Dün de iyi haberler gelmeye devam etti. İngiltere’nin varlık alım miktarını 75 milyar sterlin daha artırması gibi...
Demek istediğim, Merkez Bankası’nın iki günde çok hızlı cephane boşaltmasına rağmen dolarda gelebildiğimiz seviye beni ürkütüyor. Konuştuğum bazı bankacılar da benzer endişeyi taşıyor.
Bu kadar aksiyona, konjonktürün yardımına rağmen dolardaki düşüş sadece 5 kuruş.
Devamı gelirse ne alâ.
Ancak dünya piyasalarında bozulmayı beraberinde getirecek olası bir kötü haber sonrası bir daha 1.90 TL’ler denenir ve kırılırsa psikolojik travma çok büyük olur. Merkez’in cephane tükettiği bir ortamda o zaman 2 liralık doları görürüz.
Başçı’nın radikal, Rambovari hareketlerini izliyoruz.
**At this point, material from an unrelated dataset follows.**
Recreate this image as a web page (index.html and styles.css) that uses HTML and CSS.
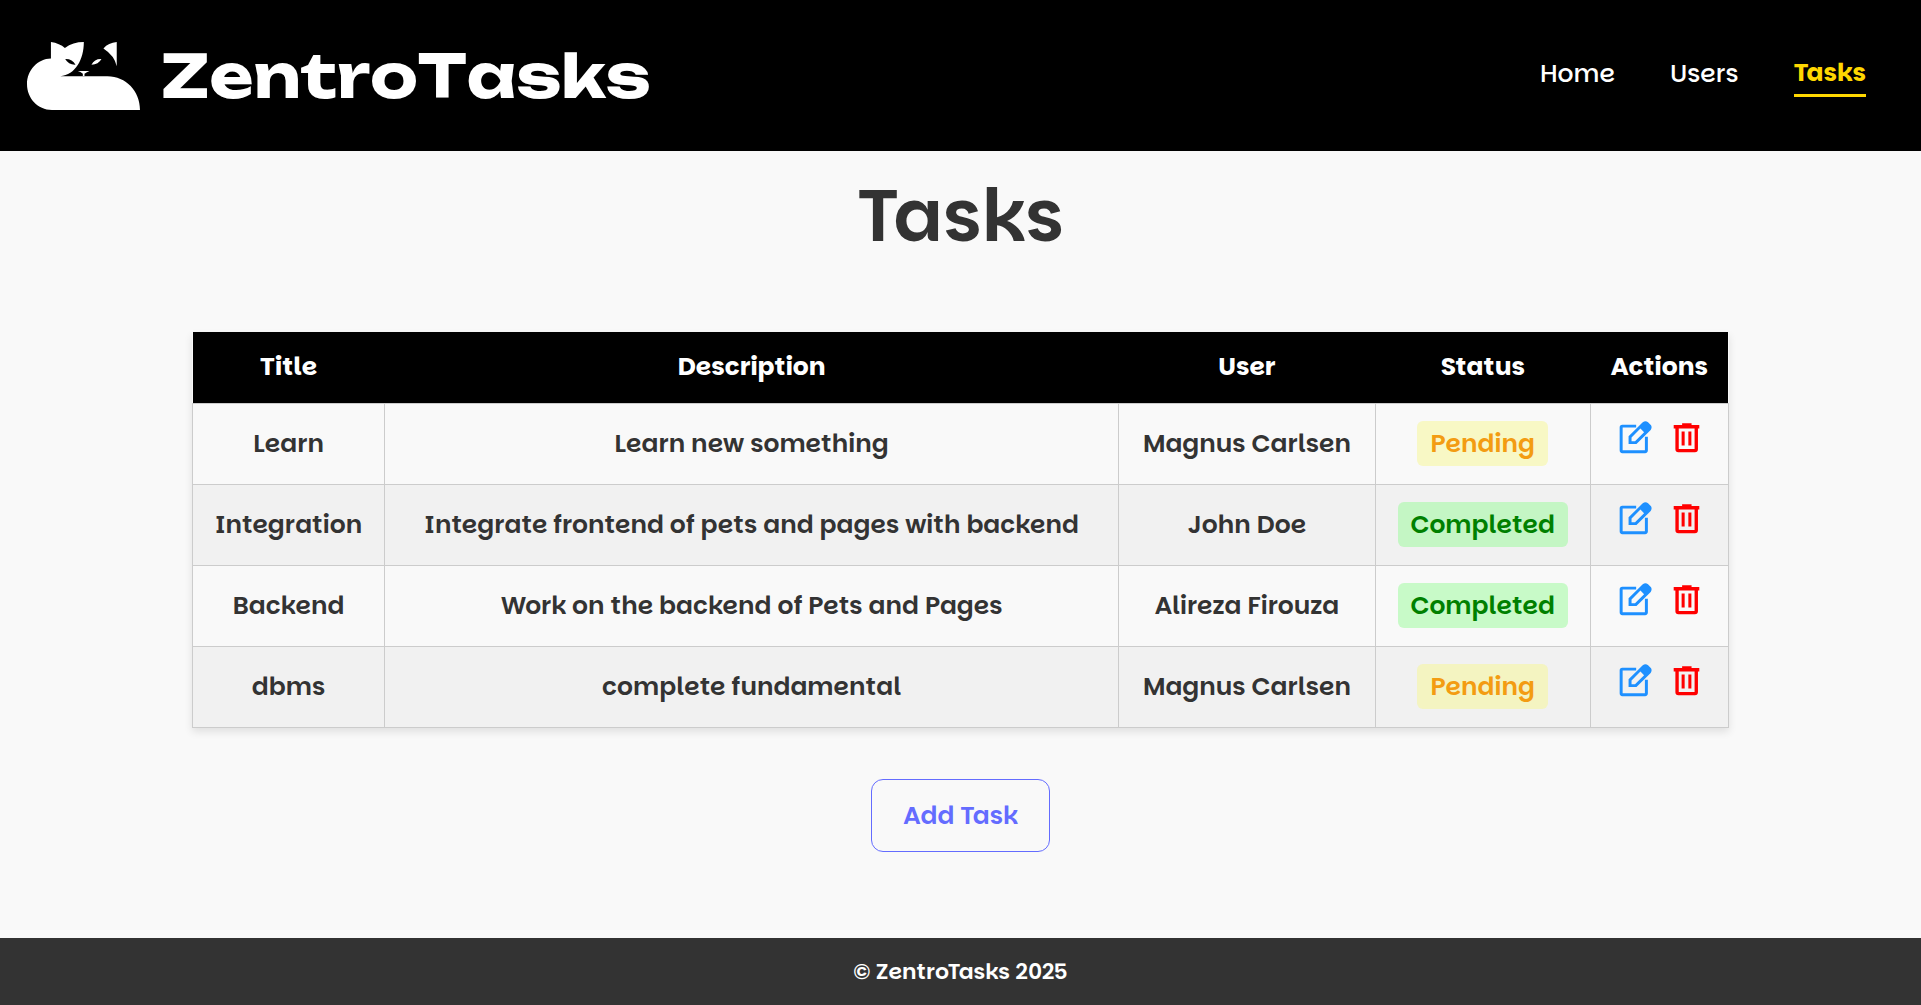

Ancak dolar-TL ilişkisine baktığımızda, ortada Sylvester Stallone’nin temsil ettiği Rambo ile Fenerbahçeli Okan Güler’in temsil ettiği Rambo arasındaki fark kadar bir risk olduğunu görüyoruz.
Sevgili Grafiker arkadaşımız Cengiz Yılmaz, çok başarılı bir Rambo Erdem Başçı illüstrasyonu yaptı. Umarım gelişmeler Okan Güler tadında bir Rambo illüstrasyonu yapmasını gerektirmez.